Cost-effective ways to improve the delivery and management of hepatitis B (HBV) vaccine, identified in new Burnet Institute research, have attracted interest from global policymakers including the World Health Organization (WHO) and Gavi, the international vaccine alliance.
The Burnet study, published in The Lancet Global Health, recommends a review of controlled-temperature chain (CTC) refrigeration for HBV vaccine storage, and the adoption of easy-to-use compact pre-filled auto-disable (CPAD) devices in low- and middle-income countries (LMICs) to enable WHO to meet its global target of 90 percent birth dose HBV vaccination coverage by 2030.
HBV causes more than 800,000 deaths each year among the 257 million people globally who are chronically infected. Mother-to-child transmission is a major driver of HBV, with perinatal infection carrying the highest risk of cirrhosis, liver cancer and mortality.
Currently, only 44 percent of newborns in LMICs receive a timely dose of HBV vaccine, which is available in only 87 of 157 LMICs.
Modelling led by Burnet PhD candidate Chris Seaman provides an economic argument for changes to CTC and CPAD interventions that would require higher up-front costs but prove extremely cost-effective in the long term.
“Pilot studies over decades suggest the hepatitis B vaccine may not require the stringent protocols around refrigeration that currently apply and may be robust enough to be stored at ambient temperatures for several weeks with no loss of efficacy,” Mr Seaman said.
“And the use of CPADs, which are safe and can be used by lay health workers, would obviate the need for trained health care workers to administer the vaccine using a needle and syringe.

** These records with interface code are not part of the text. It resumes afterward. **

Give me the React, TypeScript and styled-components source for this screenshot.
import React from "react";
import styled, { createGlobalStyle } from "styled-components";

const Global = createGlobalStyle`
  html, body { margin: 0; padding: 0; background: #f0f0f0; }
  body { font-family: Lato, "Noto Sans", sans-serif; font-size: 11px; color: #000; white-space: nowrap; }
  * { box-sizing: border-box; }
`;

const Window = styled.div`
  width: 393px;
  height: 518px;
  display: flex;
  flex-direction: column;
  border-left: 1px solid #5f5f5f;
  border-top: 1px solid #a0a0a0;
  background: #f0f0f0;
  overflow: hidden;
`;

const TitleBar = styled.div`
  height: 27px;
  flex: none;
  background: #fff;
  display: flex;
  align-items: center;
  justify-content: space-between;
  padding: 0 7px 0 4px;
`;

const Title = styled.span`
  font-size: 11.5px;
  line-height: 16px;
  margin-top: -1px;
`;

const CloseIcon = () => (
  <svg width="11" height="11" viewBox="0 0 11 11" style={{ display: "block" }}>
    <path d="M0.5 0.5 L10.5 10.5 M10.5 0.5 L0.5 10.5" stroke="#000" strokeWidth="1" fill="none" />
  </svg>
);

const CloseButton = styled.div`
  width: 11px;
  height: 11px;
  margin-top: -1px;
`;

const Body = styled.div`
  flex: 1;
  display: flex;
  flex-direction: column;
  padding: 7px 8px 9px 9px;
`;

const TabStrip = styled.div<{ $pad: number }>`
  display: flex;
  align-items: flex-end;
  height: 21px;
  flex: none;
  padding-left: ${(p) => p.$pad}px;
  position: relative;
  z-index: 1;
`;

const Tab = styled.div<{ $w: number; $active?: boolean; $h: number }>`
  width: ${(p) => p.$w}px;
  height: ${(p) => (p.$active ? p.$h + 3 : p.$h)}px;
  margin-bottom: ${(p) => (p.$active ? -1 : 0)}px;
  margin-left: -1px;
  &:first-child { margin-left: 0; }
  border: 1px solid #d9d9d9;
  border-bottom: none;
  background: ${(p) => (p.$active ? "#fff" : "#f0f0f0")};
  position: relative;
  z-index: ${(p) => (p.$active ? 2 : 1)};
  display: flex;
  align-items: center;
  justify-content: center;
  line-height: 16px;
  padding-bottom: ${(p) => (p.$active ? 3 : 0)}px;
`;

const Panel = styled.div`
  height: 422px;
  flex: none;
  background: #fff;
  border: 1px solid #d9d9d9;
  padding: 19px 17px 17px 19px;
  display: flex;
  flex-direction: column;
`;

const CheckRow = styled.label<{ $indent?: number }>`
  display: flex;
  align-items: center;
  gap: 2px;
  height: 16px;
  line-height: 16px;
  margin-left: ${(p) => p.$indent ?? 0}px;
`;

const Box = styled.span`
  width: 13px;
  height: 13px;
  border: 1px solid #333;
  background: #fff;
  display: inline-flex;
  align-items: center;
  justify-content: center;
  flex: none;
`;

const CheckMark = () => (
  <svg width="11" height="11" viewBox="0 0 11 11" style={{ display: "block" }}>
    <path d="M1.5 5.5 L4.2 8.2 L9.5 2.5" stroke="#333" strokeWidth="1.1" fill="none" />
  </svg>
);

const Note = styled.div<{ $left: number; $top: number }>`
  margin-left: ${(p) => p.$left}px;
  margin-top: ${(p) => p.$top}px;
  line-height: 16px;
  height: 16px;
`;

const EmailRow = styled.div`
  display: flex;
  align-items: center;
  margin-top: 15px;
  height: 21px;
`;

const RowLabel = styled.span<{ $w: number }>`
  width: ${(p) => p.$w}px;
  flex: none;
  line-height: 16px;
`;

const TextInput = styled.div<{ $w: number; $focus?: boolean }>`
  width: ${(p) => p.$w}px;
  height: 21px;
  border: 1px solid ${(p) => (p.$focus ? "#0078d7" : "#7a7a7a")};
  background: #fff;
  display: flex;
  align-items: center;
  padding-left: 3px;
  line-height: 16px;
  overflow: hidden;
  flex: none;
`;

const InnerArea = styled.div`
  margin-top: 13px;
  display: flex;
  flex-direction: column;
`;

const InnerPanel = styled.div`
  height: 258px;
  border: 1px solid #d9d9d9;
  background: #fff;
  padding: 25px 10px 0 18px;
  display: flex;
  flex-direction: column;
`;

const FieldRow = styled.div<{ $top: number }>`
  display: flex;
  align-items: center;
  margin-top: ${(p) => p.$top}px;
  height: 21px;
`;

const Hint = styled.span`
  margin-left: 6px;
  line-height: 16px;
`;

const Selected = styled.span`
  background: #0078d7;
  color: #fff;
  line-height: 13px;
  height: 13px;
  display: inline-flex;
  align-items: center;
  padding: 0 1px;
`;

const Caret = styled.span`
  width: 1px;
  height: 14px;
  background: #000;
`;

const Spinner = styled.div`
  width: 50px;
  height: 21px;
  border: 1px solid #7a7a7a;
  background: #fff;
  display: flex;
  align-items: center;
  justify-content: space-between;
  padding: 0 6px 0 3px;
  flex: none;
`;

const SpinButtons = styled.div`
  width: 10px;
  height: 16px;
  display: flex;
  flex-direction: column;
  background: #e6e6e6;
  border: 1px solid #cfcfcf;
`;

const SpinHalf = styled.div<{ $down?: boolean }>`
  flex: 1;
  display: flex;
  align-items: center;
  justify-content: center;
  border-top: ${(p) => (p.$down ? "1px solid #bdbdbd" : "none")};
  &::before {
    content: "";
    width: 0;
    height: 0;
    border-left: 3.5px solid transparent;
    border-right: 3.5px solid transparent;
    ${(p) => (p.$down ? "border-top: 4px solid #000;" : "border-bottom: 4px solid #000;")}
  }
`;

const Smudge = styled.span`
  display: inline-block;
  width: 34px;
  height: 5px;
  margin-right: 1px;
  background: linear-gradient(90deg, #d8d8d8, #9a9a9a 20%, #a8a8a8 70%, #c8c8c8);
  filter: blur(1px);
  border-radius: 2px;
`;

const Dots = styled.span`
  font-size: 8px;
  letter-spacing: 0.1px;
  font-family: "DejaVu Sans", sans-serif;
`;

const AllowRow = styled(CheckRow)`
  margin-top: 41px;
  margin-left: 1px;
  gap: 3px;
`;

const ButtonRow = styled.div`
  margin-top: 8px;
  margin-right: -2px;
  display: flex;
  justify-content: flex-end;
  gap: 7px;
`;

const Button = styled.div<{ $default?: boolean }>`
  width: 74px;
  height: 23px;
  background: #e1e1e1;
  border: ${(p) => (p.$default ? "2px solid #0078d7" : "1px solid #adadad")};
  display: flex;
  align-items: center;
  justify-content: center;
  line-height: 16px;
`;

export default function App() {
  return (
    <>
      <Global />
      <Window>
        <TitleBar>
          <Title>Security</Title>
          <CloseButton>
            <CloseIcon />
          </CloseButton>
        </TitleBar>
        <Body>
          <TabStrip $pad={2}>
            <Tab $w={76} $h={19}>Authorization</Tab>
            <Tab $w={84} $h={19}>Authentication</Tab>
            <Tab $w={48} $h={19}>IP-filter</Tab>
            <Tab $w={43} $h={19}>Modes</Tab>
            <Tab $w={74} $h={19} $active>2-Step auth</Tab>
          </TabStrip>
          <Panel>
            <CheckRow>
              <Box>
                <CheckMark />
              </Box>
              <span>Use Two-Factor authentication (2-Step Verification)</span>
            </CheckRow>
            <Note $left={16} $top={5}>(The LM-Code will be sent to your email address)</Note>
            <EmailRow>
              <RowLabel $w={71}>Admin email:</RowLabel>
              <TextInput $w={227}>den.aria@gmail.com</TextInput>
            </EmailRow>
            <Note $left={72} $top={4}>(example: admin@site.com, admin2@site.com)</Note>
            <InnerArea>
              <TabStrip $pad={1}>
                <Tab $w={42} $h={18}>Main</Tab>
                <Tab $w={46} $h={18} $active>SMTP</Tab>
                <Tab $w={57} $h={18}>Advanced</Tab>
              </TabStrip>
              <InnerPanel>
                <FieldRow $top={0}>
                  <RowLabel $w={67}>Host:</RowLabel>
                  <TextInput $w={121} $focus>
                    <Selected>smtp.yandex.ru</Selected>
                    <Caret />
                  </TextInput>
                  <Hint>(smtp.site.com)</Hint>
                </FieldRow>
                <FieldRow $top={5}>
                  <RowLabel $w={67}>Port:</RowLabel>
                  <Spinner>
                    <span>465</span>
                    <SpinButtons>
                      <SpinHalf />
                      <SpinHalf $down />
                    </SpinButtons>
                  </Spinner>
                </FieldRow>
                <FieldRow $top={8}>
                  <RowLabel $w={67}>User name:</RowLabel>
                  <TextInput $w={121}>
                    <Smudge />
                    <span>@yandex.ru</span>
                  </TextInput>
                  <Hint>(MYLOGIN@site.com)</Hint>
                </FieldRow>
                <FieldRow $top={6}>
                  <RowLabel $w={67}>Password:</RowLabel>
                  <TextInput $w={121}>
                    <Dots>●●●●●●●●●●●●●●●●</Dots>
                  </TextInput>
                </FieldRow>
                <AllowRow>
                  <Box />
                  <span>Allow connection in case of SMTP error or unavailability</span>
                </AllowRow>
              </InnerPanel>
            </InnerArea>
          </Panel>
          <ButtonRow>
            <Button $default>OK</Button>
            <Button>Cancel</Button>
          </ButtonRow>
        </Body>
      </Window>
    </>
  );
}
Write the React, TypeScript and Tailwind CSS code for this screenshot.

“Our work addresses these logistical barriers and demonstrates that new interventions can provide significant cost-savings in low- and middle-income countries where they’re really needed.
“This is about making optimal use of all of the vaccine’s properties and potential and promoting early intervention to save the ongoing costs of managing a chronic disease,” Mr Seaman said.
Joint senior author, Burnet Institute Econometrician Dr Nick Scott, said the existing protocols are a hindrance to birth dose coverage, which would likely reach a maximum of 65 percent in LMICs, well short of the WHO target of 90 percent, without a change in policy.
“WHO and Gavi understand that the barrier to getting this done is a change in policy,” Dr Scott said.
“WHO has a Working Group looking into removing vaccines from the cold chain for these purposes, but what they haven’t had until now is modelling evidence showing that global hepatitis B birth dose vaccination targets are unreachable without this change.
“The evidence that this paper provides, showing that the status quo is not good enough, is what they can use to get leverage to introduce policy changes.
“Now they have the numbers to show how important it is, as well as highly cost-effective and practical solutions.”
This work directly contributes to the global efforts to eliminate hepatitis B as a public health threat by 2030. If this goal is to be achieved it is vital that mother-to-child transmission is stopped.